Stored entries
....................
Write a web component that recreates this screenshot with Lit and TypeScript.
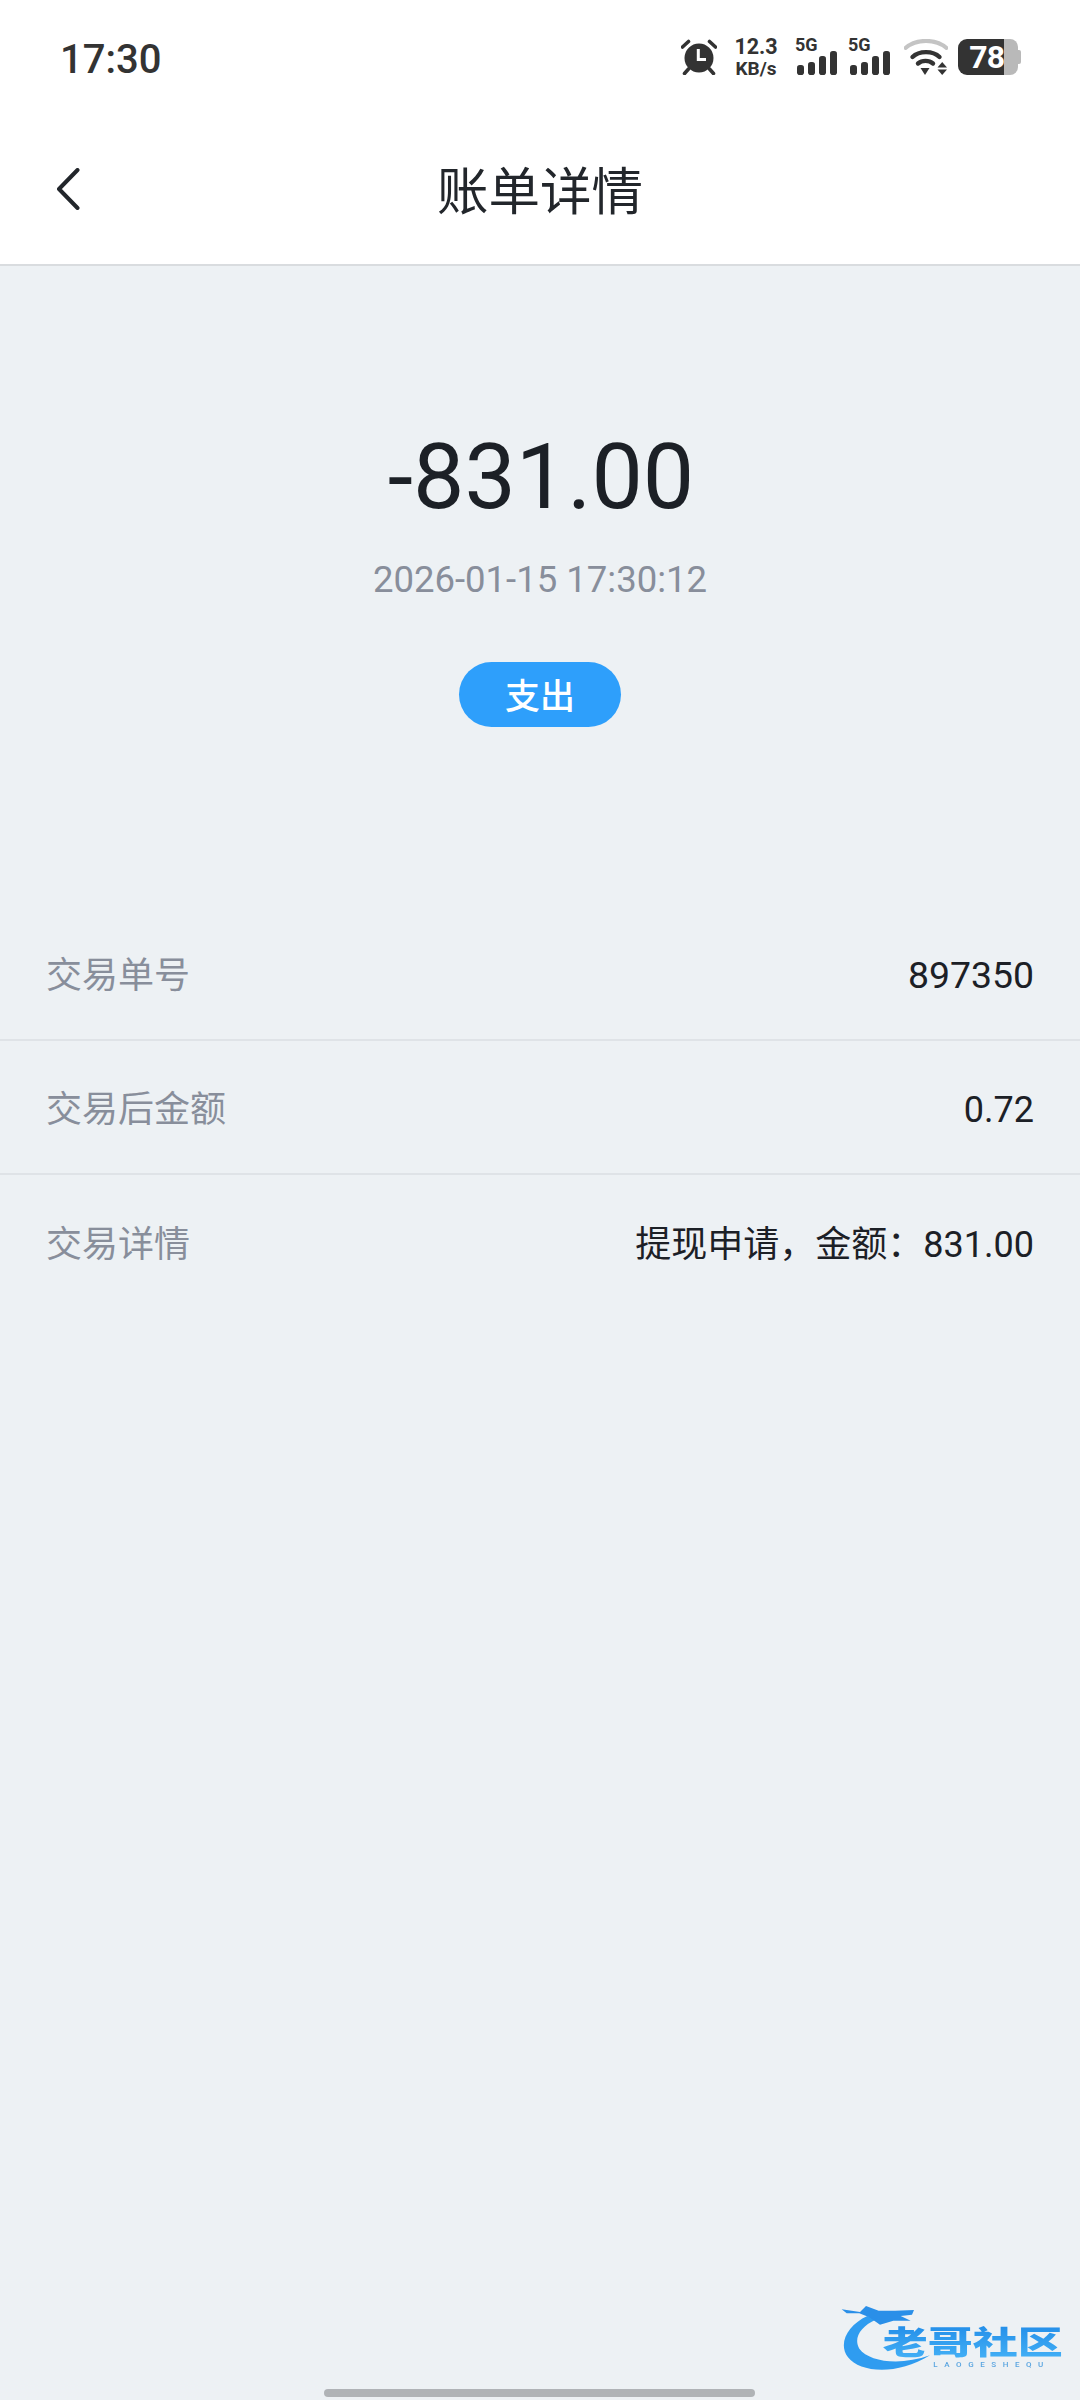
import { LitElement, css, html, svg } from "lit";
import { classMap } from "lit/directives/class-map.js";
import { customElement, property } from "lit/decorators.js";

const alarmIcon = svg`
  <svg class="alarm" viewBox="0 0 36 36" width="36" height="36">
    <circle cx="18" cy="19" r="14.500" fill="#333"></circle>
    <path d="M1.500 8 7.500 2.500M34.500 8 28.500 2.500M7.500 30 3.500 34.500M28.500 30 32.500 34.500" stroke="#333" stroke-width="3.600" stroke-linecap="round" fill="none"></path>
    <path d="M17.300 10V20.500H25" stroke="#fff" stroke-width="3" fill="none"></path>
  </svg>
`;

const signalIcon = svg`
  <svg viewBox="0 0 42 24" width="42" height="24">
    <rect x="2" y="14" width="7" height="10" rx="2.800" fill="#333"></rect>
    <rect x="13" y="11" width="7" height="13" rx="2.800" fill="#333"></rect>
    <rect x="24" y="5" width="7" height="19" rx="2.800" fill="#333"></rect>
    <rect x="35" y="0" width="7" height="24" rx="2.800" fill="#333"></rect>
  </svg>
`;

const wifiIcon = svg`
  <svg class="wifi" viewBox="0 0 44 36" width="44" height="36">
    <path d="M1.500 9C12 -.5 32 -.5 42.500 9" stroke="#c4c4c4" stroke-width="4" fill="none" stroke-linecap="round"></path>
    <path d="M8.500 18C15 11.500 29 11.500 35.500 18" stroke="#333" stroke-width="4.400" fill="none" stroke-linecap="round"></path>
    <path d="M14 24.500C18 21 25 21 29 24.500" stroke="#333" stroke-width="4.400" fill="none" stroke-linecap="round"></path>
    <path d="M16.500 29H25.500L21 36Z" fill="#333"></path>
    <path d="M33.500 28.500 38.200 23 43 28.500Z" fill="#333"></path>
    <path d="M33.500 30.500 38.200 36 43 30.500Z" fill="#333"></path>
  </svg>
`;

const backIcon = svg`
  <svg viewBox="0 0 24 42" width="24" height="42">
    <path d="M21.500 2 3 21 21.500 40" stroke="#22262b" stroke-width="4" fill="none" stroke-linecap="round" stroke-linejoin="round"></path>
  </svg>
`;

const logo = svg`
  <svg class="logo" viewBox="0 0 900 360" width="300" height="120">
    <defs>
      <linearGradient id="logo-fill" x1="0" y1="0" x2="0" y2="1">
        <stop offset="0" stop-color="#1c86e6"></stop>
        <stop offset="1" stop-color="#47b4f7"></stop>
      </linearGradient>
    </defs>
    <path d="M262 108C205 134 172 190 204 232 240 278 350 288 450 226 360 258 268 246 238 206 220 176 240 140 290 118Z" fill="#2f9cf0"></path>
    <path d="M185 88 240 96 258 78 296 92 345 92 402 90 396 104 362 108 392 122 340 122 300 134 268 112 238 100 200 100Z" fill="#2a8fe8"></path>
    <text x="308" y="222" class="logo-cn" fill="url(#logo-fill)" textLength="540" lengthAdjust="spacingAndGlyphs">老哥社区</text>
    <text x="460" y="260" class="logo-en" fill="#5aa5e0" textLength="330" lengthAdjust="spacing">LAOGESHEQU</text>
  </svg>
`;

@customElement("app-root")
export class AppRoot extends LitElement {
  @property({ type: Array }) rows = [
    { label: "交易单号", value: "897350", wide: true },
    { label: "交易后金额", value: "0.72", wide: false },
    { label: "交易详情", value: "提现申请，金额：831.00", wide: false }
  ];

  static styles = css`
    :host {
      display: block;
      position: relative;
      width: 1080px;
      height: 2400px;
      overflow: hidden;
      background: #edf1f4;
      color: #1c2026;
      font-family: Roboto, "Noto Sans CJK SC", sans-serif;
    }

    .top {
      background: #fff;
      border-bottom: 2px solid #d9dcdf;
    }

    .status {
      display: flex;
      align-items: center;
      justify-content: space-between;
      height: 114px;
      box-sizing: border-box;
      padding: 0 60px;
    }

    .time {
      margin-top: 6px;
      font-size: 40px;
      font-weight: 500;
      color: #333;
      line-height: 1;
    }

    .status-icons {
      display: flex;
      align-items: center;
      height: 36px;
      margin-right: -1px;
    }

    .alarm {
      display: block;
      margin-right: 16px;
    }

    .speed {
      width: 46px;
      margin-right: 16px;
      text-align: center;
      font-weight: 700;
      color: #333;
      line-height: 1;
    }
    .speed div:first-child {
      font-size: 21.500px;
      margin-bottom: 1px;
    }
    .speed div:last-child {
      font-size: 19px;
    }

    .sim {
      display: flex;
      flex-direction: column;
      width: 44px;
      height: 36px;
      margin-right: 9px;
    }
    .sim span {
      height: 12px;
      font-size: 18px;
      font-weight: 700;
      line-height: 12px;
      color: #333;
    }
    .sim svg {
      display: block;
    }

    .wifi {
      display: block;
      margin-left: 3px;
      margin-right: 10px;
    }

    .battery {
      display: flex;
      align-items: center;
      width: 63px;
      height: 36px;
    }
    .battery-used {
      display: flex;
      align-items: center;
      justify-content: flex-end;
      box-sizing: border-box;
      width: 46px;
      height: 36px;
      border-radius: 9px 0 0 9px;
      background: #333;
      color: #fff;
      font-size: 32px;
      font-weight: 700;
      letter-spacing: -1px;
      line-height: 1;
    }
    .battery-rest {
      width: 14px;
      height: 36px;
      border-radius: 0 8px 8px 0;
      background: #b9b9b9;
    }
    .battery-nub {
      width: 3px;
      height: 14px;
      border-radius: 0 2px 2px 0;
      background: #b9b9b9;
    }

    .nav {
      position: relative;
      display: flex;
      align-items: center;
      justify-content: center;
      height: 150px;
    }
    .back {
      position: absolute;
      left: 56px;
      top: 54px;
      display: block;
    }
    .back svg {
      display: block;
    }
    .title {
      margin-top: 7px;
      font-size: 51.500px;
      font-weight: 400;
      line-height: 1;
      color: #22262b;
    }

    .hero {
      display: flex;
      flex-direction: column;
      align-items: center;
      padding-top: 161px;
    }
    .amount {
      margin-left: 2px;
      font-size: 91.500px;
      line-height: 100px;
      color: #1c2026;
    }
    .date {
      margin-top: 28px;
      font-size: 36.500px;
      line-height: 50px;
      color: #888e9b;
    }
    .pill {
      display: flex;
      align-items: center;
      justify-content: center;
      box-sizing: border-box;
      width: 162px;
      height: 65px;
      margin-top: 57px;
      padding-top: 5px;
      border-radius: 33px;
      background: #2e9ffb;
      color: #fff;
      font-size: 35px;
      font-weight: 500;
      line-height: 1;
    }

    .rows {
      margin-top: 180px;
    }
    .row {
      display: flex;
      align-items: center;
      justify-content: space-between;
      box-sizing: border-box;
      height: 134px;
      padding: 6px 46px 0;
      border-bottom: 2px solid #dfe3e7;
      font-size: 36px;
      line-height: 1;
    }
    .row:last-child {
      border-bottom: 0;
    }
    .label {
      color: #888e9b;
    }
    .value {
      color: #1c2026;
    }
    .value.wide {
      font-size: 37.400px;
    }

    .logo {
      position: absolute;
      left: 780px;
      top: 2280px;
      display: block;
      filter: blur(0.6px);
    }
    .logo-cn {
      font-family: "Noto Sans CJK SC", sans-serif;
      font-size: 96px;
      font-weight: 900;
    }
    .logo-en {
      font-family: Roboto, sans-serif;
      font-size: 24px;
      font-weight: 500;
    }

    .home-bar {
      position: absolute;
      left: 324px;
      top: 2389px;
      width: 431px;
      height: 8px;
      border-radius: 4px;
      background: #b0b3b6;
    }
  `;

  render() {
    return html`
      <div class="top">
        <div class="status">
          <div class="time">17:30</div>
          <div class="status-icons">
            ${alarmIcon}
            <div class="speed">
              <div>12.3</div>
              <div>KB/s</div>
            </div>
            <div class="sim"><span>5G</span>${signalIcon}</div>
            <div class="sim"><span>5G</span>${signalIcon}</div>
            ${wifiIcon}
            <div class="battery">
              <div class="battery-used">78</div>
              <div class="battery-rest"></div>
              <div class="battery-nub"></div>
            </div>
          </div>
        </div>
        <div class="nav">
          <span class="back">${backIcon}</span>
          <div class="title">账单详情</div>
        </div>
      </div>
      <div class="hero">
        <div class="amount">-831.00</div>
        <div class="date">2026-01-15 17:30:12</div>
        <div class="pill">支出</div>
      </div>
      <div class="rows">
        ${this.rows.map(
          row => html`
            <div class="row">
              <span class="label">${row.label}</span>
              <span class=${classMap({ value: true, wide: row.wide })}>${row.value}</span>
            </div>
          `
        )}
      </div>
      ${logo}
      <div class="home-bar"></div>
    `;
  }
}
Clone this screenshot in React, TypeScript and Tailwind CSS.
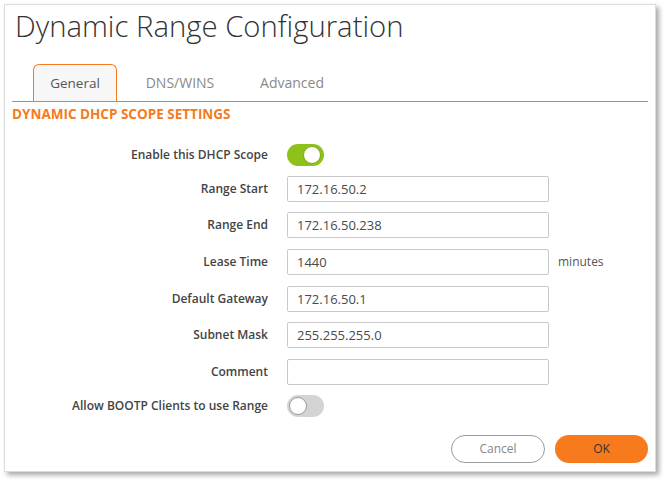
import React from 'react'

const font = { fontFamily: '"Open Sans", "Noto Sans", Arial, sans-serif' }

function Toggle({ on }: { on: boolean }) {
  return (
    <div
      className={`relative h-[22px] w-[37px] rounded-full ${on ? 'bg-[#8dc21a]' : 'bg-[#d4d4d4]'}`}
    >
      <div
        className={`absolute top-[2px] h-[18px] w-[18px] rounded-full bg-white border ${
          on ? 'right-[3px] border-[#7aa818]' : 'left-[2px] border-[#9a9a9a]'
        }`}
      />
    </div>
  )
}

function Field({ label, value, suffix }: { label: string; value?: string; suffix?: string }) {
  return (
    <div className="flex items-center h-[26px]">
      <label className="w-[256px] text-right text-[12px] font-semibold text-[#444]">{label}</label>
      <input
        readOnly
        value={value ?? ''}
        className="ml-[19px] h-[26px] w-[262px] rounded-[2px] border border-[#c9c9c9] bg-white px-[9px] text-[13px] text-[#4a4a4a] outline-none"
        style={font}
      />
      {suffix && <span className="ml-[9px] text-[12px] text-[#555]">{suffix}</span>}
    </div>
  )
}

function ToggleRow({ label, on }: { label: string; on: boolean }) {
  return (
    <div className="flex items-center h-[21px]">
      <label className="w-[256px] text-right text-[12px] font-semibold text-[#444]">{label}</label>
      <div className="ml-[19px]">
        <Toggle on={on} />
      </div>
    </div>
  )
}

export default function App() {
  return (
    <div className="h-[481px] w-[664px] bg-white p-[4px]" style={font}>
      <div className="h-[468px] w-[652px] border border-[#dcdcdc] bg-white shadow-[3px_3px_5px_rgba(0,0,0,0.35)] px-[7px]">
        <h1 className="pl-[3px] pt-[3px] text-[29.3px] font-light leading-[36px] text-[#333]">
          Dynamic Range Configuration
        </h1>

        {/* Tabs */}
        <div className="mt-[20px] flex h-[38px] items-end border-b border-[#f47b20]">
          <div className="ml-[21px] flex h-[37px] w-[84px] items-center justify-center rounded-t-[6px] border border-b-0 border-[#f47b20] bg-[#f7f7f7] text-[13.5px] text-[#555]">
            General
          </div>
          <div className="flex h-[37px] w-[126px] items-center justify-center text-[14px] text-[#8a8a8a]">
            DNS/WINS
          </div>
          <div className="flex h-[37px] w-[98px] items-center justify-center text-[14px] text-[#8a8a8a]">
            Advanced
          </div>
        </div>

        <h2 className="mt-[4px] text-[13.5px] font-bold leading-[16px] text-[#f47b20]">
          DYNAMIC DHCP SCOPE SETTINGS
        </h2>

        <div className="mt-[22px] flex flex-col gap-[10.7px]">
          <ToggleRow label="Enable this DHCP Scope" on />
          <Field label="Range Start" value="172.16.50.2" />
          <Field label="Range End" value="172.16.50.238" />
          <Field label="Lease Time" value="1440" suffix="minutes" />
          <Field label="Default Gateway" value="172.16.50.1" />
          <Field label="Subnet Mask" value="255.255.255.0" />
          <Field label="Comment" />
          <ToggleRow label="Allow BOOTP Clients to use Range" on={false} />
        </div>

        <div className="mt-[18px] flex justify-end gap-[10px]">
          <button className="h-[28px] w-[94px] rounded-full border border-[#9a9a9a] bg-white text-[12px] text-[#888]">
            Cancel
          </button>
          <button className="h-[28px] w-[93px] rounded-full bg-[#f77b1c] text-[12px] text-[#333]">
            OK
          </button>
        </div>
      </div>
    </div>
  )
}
....................
◆ To be done
Looking at the entries above, state how many lines contain "TypeScript"; give the number alone.

◆ Full output
2